#### Given material
◆ ◆ ◆ ◆ ◆ ◆ ◆

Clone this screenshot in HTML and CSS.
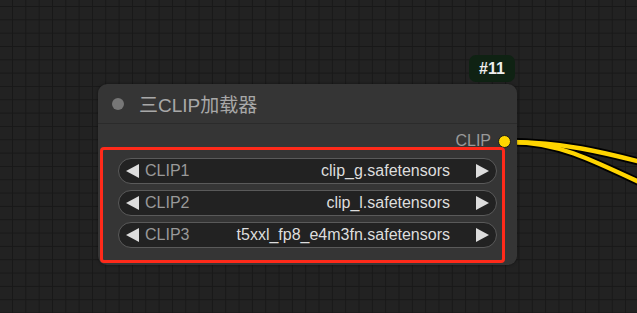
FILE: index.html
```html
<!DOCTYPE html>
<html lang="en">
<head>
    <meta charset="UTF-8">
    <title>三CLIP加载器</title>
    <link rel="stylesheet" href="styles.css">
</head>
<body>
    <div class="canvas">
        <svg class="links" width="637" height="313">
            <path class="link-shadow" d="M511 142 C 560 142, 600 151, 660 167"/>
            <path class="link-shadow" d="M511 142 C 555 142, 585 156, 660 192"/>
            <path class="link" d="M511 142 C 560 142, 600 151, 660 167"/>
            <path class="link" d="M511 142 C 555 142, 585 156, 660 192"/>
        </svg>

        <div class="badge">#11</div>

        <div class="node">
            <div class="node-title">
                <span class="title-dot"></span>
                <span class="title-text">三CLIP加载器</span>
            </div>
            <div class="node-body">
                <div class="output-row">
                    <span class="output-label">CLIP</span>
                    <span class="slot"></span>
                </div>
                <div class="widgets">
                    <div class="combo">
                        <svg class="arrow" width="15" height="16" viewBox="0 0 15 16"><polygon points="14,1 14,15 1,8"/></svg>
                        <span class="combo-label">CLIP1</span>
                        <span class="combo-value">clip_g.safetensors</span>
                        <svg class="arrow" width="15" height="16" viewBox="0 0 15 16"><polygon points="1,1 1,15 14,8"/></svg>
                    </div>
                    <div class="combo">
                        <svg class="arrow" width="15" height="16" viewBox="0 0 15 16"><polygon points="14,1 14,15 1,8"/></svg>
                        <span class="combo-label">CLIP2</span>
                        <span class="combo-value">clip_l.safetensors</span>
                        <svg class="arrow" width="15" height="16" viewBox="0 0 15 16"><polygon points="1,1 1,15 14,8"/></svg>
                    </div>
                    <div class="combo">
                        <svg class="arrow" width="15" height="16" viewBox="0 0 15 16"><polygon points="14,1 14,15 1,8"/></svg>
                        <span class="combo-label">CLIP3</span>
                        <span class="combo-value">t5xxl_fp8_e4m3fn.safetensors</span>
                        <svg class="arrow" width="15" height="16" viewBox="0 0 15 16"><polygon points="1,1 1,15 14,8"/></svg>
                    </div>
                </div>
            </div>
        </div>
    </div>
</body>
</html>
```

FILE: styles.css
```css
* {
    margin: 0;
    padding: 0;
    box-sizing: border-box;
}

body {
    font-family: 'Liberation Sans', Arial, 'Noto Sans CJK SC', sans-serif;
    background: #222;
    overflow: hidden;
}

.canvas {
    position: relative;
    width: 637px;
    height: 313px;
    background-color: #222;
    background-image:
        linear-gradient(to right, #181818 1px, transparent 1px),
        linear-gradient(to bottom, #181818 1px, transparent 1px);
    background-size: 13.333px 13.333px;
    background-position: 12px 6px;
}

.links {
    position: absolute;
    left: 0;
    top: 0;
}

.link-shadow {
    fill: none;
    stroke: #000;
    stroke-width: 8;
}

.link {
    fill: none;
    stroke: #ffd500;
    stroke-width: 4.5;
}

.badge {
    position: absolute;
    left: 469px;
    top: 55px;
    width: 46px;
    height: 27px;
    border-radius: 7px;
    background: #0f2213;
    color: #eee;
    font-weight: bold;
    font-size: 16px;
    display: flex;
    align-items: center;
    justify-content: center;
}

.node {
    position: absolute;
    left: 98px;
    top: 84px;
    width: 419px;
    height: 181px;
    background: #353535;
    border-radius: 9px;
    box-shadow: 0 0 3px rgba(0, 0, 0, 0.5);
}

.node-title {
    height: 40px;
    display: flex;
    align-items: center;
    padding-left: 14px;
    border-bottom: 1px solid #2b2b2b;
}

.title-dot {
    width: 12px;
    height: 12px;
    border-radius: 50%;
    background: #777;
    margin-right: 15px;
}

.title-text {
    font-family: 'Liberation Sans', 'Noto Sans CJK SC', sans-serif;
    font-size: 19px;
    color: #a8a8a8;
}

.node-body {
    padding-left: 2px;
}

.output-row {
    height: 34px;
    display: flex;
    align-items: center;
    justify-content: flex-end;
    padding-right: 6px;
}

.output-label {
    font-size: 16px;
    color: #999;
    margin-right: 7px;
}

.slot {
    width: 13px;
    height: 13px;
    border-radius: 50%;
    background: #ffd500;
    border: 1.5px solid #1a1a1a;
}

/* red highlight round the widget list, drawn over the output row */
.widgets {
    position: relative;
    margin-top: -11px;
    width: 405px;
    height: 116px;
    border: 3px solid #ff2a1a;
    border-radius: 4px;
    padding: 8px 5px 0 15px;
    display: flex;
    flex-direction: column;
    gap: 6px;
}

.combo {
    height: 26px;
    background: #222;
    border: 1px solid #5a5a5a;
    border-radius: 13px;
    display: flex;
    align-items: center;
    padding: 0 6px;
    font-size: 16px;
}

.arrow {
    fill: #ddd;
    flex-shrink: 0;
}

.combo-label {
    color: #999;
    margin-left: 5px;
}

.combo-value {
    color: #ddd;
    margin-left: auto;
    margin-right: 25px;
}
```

◆ ◆ ◆ ◆ ◆ ◆ ◆

Repeat the material exactly as it reads, without any of its pictures.

Clone this screenshot in HTML and CSS.
FILE: index.html
```html
<!DOCTYPE html>
<html lang="en">
<head>
    <meta charset="UTF-8">
    <title>三CLIP加载器</title>
    <link rel="stylesheet" href="styles.css">
</head>
<body>
    <div class="canvas">
        <svg class="links" width="637" height="313">
            <path class="link-shadow" d="M511 142 C 560 142, 600 151, 660 167"/>
            <path class="link-shadow" d="M511 142 C 555 142, 585 156, 660 192"/>
            <path class="link" d="M511 142 C 560 142, 600 151, 660 167"/>
            <path class="link" d="M511 142 C 555 142, 585 156, 660 192"/>
        </svg>

        <div class="badge">#11</div>

        <div class="node">
            <div class="node-title">
                <span class="title-dot"></span>
                <span class="title-text">三CLIP加载器</span>
            </div>
            <div class="node-body">
                <div class="output-row">
                    <span class="output-label">CLIP</span>
                    <span class="slot"></span>
                </div>
                <div class="widgets">
                    <div class="combo">
                        <svg class="arrow" width="15" height="16" viewBox="0 0 15 16"><polygon points="14,1 14,15 1,8"/></svg>
                        <span class="combo-label">CLIP1</span>
                        <span class="combo-value">clip_g.safetensors</span>
                        <svg class="arrow" width="15" height="16" viewBox="0 0 15 16"><polygon points="1,1 1,15 14,8"/></svg>
                    </div>
                    <div class="combo">
                        <svg class="arrow" width="15" height="16" viewBox="0 0 15 16"><polygon points="14,1 14,15 1,8"/></svg>
                        <span class="combo-label">CLIP2</span>
                        <span class="combo-value">clip_l.safetensors</span>
                        <svg class="arrow" width="15" height="16" viewBox="0 0 15 16"><polygon points="1,1 1,15 14,8"/></svg>
                    </div>
                    <div class="combo">
                        <svg class="arrow" width="15" height="16" viewBox="0 0 15 16"><polygon points="14,1 14,15 1,8"/></svg>
                        <span class="combo-label">CLIP3</span>
                        <span class="combo-value">t5xxl_fp8_e4m3fn.safetensors</span>
                        <svg class="arrow" width="15" height="16" viewBox="0 0 15 16"><polygon points="1,1 1,15 14,8"/></svg>
                    </div>
                </div>
            </div>
        </div>
    </div>
</body>
</html>
```

FILE: styles.css
```css
* {
    margin: 0;
    padding: 0;
    box-sizing: border-box;
}

body {
    font-family: 'Liberation Sans', Arial, 'Noto Sans CJK SC', sans-serif;
    background: #222;
    overflow: hidden;
}

.canvas {
    position: relative;
    width: 637px;
    height: 313px;
    background-color: #222;
    background-image:
        linear-gradient(to right, #181818 1px, transparent 1px),
        linear-gradient(to bottom, #181818 1px, transparent 1px);
    background-size: 13.333px 13.333px;
    background-position: 12px 6px;
}

.links {
    position: absolute;
    left: 0;
    top: 0;
}

.link-shadow {
    fill: none;
    stroke: #000;
    stroke-width: 8;
}

.link {
    fill: none;
    stroke: #ffd500;
    stroke-width: 4.5;
}

.badge {
    position: absolute;
    left: 469px;
    top: 55px;
    width: 46px;
    height: 27px;
    border-radius: 7px;
    background: #0f2213;
    color: #eee;
    font-weight: bold;
    font-size: 16px;
    display: flex;
    align-items: center;
    justify-content: center;
}

.node {
    position: absolute;
    left: 98px;
    top: 84px;
    width: 419px;
    height: 181px;
    background: #353535;
    border-radius: 9px;
    box-shadow: 0 0 3px rgba(0, 0, 0, 0.5);
}

.node-title {
    height: 40px;
    display: flex;
    align-items: center;
    padding-left: 14px;
    border-bottom: 1px solid #2b2b2b;
}

.title-dot {
    width: 12px;
    height: 12px;
    border-radius: 50%;
    background: #777;
    margin-right: 15px;
}

.title-text {
    font-family: 'Liberation Sans', 'Noto Sans CJK SC', sans-serif;
    font-size: 19px;
    color: #a8a8a8;
}

.node-body {
    padding-left: 2px;
}

.output-row {
    height: 34px;
    display: flex;
    align-items: center;
    justify-content: flex-end;
    padding-right: 6px;
}

.output-label {
    font-size: 16px;
    color: #999;
    margin-right: 7px;
}

.slot {
    width: 13px;
    height: 13px;
    border-radius: 50%;
    background: #ffd500;
    border: 1.5px solid #1a1a1a;
}

/* red highlight round the widget list, drawn over the output row */
.widgets {
    position: relative;
    margin-top: -11px;
    width: 405px;
    height: 116px;
    border: 3px solid #ff2a1a;
    border-radius: 4px;
    padding: 8px 5px 0 15px;
    display: flex;
    flex-direction: column;
    gap: 6px;
}

.combo {
    height: 26px;
    background: #222;
    border: 1px solid #5a5a5a;
    border-radius: 13px;
    display: flex;
    align-items: center;
    padding: 0 6px;
    font-size: 16px;
}

.arrow {
    fill: #ddd;
    flex-shrink: 0;
}

.combo-label {
    color: #999;
    margin-left: 5px;
}

.combo-value {
    color: #ddd;
    margin-left: auto;
    margin-right: 25px;
}
```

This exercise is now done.